Epiphanies

Joe Strummer Day

Build a raging, leaping fire, okay?

By Brian Doyle | December 19, 2014

 

Can I ask you a strange favor? On Monday night, December 22, go outside with your kids, or your friends, or your neighbors, and start a bonfire. Use a big barbecue cover or a garbage can cover as a base if you are on your front or back lawn, so you don’t roast a hole in your yard. Or wander down to the river, or the beach, or a hill, or a parking lot, and make a serious bonfire. Be careful—and follow any local fire codes—but make a whopping fire. I am not kidding. Really and truly, a bonfire, outside, under the stars, or in the chilly mist. And when it is going well, when it’s leaping and steady and warmer than you remember bonfires being, stand around it with your friends or your loved ones, and tell stories, and laugh, maybe have a beer, maybe even sing a little. Sing whatever you like. It doesn’t have to be holiday fare. It can be anything. Me, personally, I am going to stand around a small bonfire on our front lawn with my lovely bride and our sons and the house wolf, and sing “From Willesden to Cricklewood,” my favorite of all the songs Joe Strummer wrote, for December 22, all around the world now, is Joe Strummer Day, and people in many countries will light fires and tell stories and sing songs, in memory of a decent soul, gone too soon.

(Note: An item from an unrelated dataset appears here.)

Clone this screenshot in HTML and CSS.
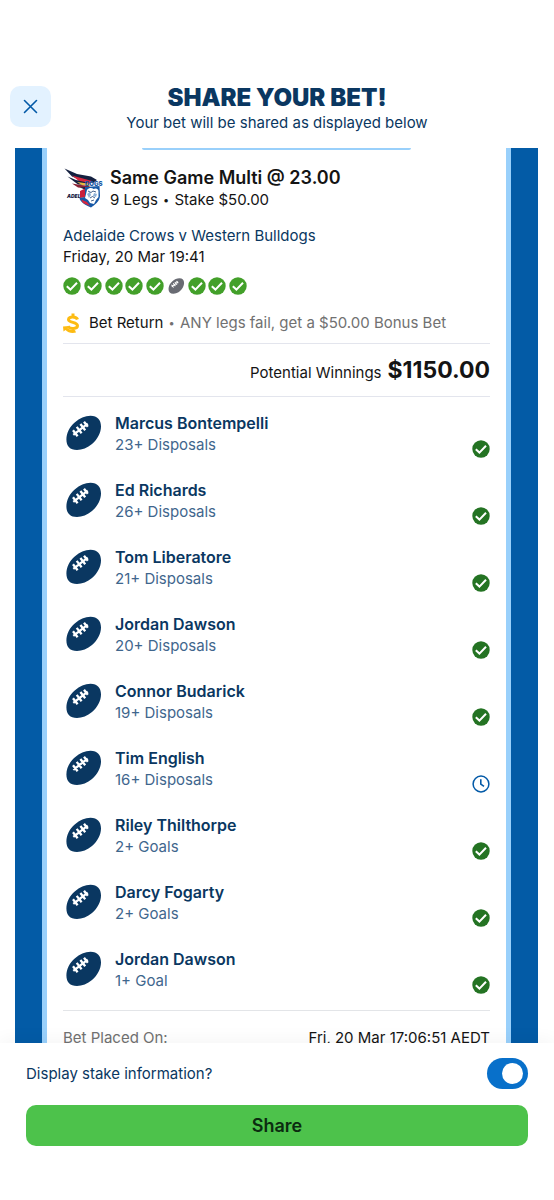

He died on that day in 2002, on his couch in his house in Broomfield in Somerset, England. He had just walked his dogs. He was only 50 years old. He had finally come to some kind of a peace with his painful childhood, and the surge and smash of tremendous fame as the leader of The Clash, and the stumble and crash of his love life, and he was happily married, with two beloved daughters, and leader of a new band that played mostly gentle intricate music, and his favorite thing to do was gather friends and family and make bonfires and stand around the fire telling stories and laughing and singing. He made fires in his back yard in England, he made fires on the beach at his house in Spain, he carried firewood to outdoor music festivals to start bonfires, and he loved to wander around from fire to fire at festivals, carrying children on his shoulders and making new friends. He thought that sitting around bonfires telling stories and laughing and singing was an ancient lovely crucial human act that we should get back to more often than we do.

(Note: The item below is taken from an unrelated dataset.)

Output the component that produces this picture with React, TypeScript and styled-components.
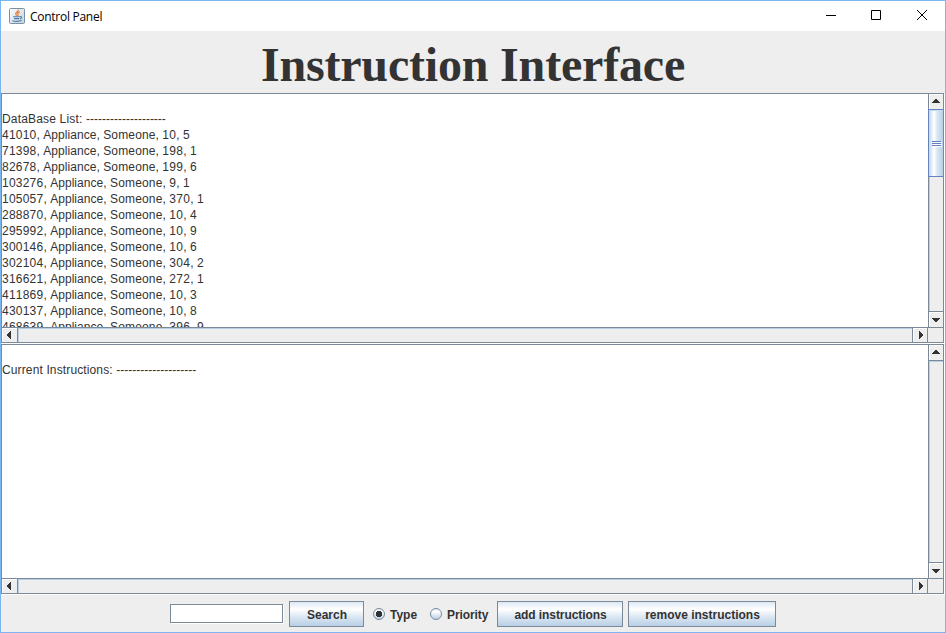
import React from "react";
import styled, { createGlobalStyle } from "styled-components";

const line = "#7a8a99";
const sans = `"Liberation Sans", Arial, sans-serif`;

const GlobalStyle = createGlobalStyle`
  * { box-sizing: border-box; }
  body { margin: 0; overflow: hidden; }
  svg { display: block; flex: none; }
`;

const Window = styled.div`
  width: 946px;
  height: 633px;
  display: flex;
  flex-direction: column;
  border: 1px solid #7ab6f1;
  background: #eeeeee;
  color: #333333;
  font: 12px/16px ${sans};
`;

const TitleBar = styled.header`
  height: 30px;
  flex: none;
  display: flex;
  align-items: center;
  padding: 0 0 0 8px;
  background: #ffffff;
`;

const WindowTitle = styled.span`
  flex: 1;
  margin-left: 5px;
  padding-top: 1px;
  color: #000000;
  font: 12px/16px "Open Sans", "Noto Sans", sans-serif;
  letter-spacing: -0.27px;
`;

const WindowButton = styled.button`
  width: 46px;
  height: 30px;
  border: 0;
  padding: 0 0 2px;
  background: none;
  display: flex;
  align-items: center;
  justify-content: center;
  &:nth-last-child(3) { width: 44px; }
`;

const Heading = styled.h1`
  height: 62px;
  flex: none;
  margin: 0;
  text-align: center;
  font: bold 48px/68px "Liberation Serif", "Times New Roman", serif;
  letter-spacing: -0.18px;
  white-space: nowrap;
`;

const ScrollPane = styled.section`
  height: 250px;
  flex: none;
  display: grid;
  grid-template: 233px 15px / 926px 15px;
  border: 1px solid ${line};
  margin: 0 1px 1px 0;
  box-shadow: 1px 1px 0 #ffffff;
`;

const TextArea = styled.div`
  overflow: hidden;
  background: #ffffff;
  padding-top: 17px;
  font-kerning: none;
`;

const TextLine = styled.div`
  height: 16px;
  white-space: pre;
`;

const Run = styled.span<{ $spacing: number }>`
  letter-spacing: ${(p) => p.$spacing}px;
`;

const VerticalBar = styled.div`
  display: flex;
  flex-direction: column;
  border-left: 1px solid ${line};
`;

const HorizontalBar = styled.div`
  display: flex;
  border-top: 1px solid ${line};
`;

type Direction = "up" | "down" | "left" | "right";

const arrowPadding: Record<Direction, string> = {
  up: "0 0 1px",
  down: "1px 0 0",
  left: "0 1px 0 0",
  right: "0",
};

const ArrowButton = styled.button<{ $direction: Direction }>`
  flex: none;
  width: ${(p) => (p.$direction === "left" || p.$direction === "right" ? 15 : 14)}px;
  height: ${(p) => (p.$direction === "left" || p.$direction === "right" ? 14 : 15)}px;
  border: 0;
  padding: ${(p) => arrowPadding[p.$direction]};
  background: #eeeeee;
  box-shadow: inset 1px 1px 0 #ffffff;
  display: flex;
  align-items: center;
  justify-content: center;
`;

const Track = styled.div<{ $axis: "x" | "y" }>`
  flex: 1;
  min-width: 0;
  border: solid ${line};
  border-width: ${(p) => (p.$axis === "x" ? "0 1px" : "1px 0")};
  box-shadow: inset 1px 1px 0 #b8cfe5;
`;

const Thumb = styled.div`
  height: 68px;
  margin: -1px 0 0 -1px;
  border: 1px solid #6382bf;
  border-right: 0;
  background: linear-gradient(90deg, #c8ddf2 0 1px, #dbe8f3 2px, #ffffff 5px, #dce8f3 8px, #b8cfe5);
  box-shadow: inset 0 1px 0 #c8ddf2;
  display: flex;
  flex-direction: column;
  gap: 1px;
  align-items: center;
  justify-content: center;
`;

const Grip = styled.i`
  width: 9px;
  height: 1px;
  background: #6382bf;
  box-shadow: 1px 1px 0 #ffffff;
`;

const Corner = styled.div`
  border: solid ${line};
  border-width: 1px 0 0 1px;
  margin-left: -1px;
`;

const Controls = styled.footer`
  flex: 1;
  display: flex;
  align-items: flex-start;
  padding: 6px 0 0 169px;
  font-weight: bold;
`;

const SearchField = styled.input`
  width: 113px;
  height: 19px;
  margin: 3px 6px 0 0;
  padding: 0 2px;
  border: 1px solid ${line};
  box-shadow: 1px 1px 0 #ffffff;
  background: #ffffff;
  border-radius: 0;
  outline: 0;
`;

const Button = styled.button<{ $width: number; $spacing?: number }>`
  width: ${(p) => p.$width}px;
  height: 26px;
  margin-right: 5px;
  padding: 1px 0 0 1px;
  border: 1px solid ${line};
  background: linear-gradient(#dde8f3, #ffffff 30%, #dde8f3 60%, #b8cfe5);
  color: #333333;
  font: bold 12px/16px ${sans};
  letter-spacing: ${(p) => p.$spacing ?? 0}px;
  white-space: nowrap;
`;

const RadioLabel = styled.label<{ $width: number; $spacing?: number }>`
  width: ${(p) => p.$width}px;
  height: 26px;
  padding: 0 0 0 4px;
  display: flex;
  align-items: center;
  gap: 5px;
  letter-spacing: ${(p) => p.$spacing ?? 0}px;
`;

const RadioText = styled.span`
  padding-top: 1px;
`;

const arrowPaths: Record<Direction, string> = {
  up: "M4 0h2v1h1v1h1v1h1v1H1V3h1V2h1V1h1z",
  down: "M1 0h8v1H8v1H7v1H6v1H4V3H3V2H2V1H1z",
  left: "M4 0v8H3V7H2V6H1V5H0V3h1V2h1V1h1V0z",
  right: "M0 0h1v1h1v1h1v1h1v2H3v1H2v1H1v1H0z",
};

function ScrollArrow({ direction }: { direction: Direction }) {
  const horizontal = direction === "left" || direction === "right";
  return (
    <ArrowButton $direction={direction} aria-label={`Scroll ${direction}`}>
      <svg width={horizontal ? 4 : 10} height={horizontal ? 8 : 4} shapeRendering="crispEdges">
        <path d={arrowPaths[direction]} fill="#333333" />
      </svg>
    </ArrowButton>
  );
}

function JavaIcon() {
  return (
    <svg width="16" height="16" viewBox="0 0 16 16" fill="none">
      <defs>
        <linearGradient id="tile" x2="1" y2="1">
          <stop stopColor="#fbfcfd" />
          <stop offset="1" stopColor="#c4d1dc" />
        </linearGradient>
      </defs>
      <rect x=".5" y=".5" width="15" height="15" rx="1" fill="url(#tile)" stroke="#7890a4" />
      <path d="M9.2 1.8c1 2-3.3 2.5-2.4 4.4.3.7 1 1 .8 1.6M10.8 3.8C8.5 4.9 8.3 5.5 9 6.4c.3.5 0 .9-.4 1.4" stroke="#e8782b" strokeWidth="1.2" />
      <path d="M4.2 8.8h6.4M5 10.6h5M3.3 12.6c1.5 1 7.4 1 9.2 0M10.8 8.7c2.4-.3 2.2 1.7 0 2.2" stroke="#4b7ca8" strokeWidth="1.1" />
    </svg>
  );
}

function RadioDot({ selected, id }: { selected?: boolean; id: string }) {
  return (
    <svg width="12" height="12" viewBox="0 0 12 12">
      <defs>
        <linearGradient id={id} x2="0" y2="1">
          <stop stopColor="#dde8f3" />
          <stop offset=".3" stopColor="#fff" />
          <stop offset=".6" stopColor="#dde8f3" />
          <stop offset="1" stopColor="#b8cfe5" />
        </linearGradient>
      </defs>
      <circle cx="6" cy="6" r="5.5" fill={`url(#${id})`} stroke="#7a8a99" />
      {selected && <path d="M4 3h4v1h1v4H8v1H4V8H3V4h1z" fill="#333" shapeRendering="crispEdges" />}
    </svg>
  );
}

function Pane({ children, scrollable }: { children: React.ReactNode; scrollable?: boolean }) {
  return (
    <ScrollPane>
      <TextArea>{children}</TextArea>
      <VerticalBar>
        <ScrollArrow direction="up" />
        <Track $axis="y">
          {scrollable && <Thumb><Grip /><Grip /><Grip /></Thumb>}
        </Track>
        <ScrollArrow direction="down" />
      </VerticalBar>
      <HorizontalBar>
        <ScrollArrow direction="left" />
        <Track $axis="x" />
        <ScrollArrow direction="right" />
      </HorizontalBar>
      <Corner />
    </ScrollPane>
  );
}

const dashes = "-".repeat(20);

const database: [number, number, number][] = [
  [41010, 10, 5],
  [71398, 198, 1],
  [82678, 199, 6],
  [103276, 9, 1],
  [105057, 370, 1],
  [288870, 10, 4],
  [295992, 10, 9],
  [300146, 10, 6],
  [302104, 304, 2],
  [316621, 272, 1],
  [411869, 10, 3],
  [430137, 10, 8],
  [468639, 396, 9],
];

export default function App() {
  return (
    <>
      <GlobalStyle />
      <Window>
        <TitleBar>
          <JavaIcon />
          <WindowTitle>Control Panel</WindowTitle>
          <WindowButton aria-label="Minimize">
            <svg width="10" height="10"><path d="M0 5h10v1H0z" /></svg>
          </WindowButton>
          <WindowButton aria-label="Maximize">
            <svg width="10" height="10"><path d="M.5.5h9v9h-9z" fill="none" stroke="#000" /></svg>
          </WindowButton>
          <WindowButton aria-label="Close">
            <svg width="10" height="10"><path d="M0 0l10 10M10 0L0 10" stroke="#000" /></svg>
          </WindowButton>
        </TitleBar>
        <Heading>Instruction Interface</Heading>
        <Pane scrollable>
          <TextLine><Run $spacing={0.17}>DataBase List: </Run>{dashes}</TextLine>
          {database.map(([id, amount, priority]) => (
            <TextLine key={id}>
              <Run $spacing={0.22}>{id}</Run>
              <Run $spacing={0.05}>, Appliance, </Run>
              <Run $spacing={0.15}>Someone</Run>,{" "}
              <Run $spacing={0.33}>{amount}</Run>,{" "}
              <Run $spacing={0.33}>{priority}</Run>
            </TextLine>
          ))}
        </Pane>
        <Pane>
          <TextLine><Run $spacing={0.13}>Current Instructions: </Run>{dashes}</TextLine>
        </Pane>
        <Controls>
          <SearchField aria-label="Search text" />
          <Button $width={75}>Search</Button>
          <RadioLabel $width={57}><RadioDot id="type" selected /><RadioText>Type</RadioText></RadioLabel>
          <RadioLabel $width={71} $spacing={-0.1}><RadioDot id="priority" /><RadioText>Priority</RadioText></RadioLabel>
          <Button $width={126} $spacing={-0.08}>add instructions</Button>
          <Button $width={148}>remove instructions</Button>
        </Controls>
      </Window>
    </>
  );
}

I think he’s right. When we sit by the cold plastic fire of television and computer and tablet screens, we sit there alone. But telling stories while staring into a live and leaping fire is a rich and holy and lovely—and social—act that we should do more often than we do. So do me a strange favor on Monday night, if you can: make a fire outside and stand out there for a while with people you like, shivering and laughing, telling stories. Maybe have a beer and tell five stories each. Sing a couple of songs and startle the neighbors. It’ll be fun and crazy, and I would not be at all surprised if you find yourself moved, in some strange way. Think of it as a way to say hey to Joe Strummer, who was a good man, much missed; but think of it too as a way to honor what he cherished and savored in his own life: the way standing or sitting together matters, and telling stories matters, and laughing matters, and singing matters. That’s Joe Strummer’s true legacy, I think, more than the records he sold; and that’s what I will be thinking of on Monday night, by a fire in Oregon, very far away from Joe’s house, but quite close, I think, to Joe.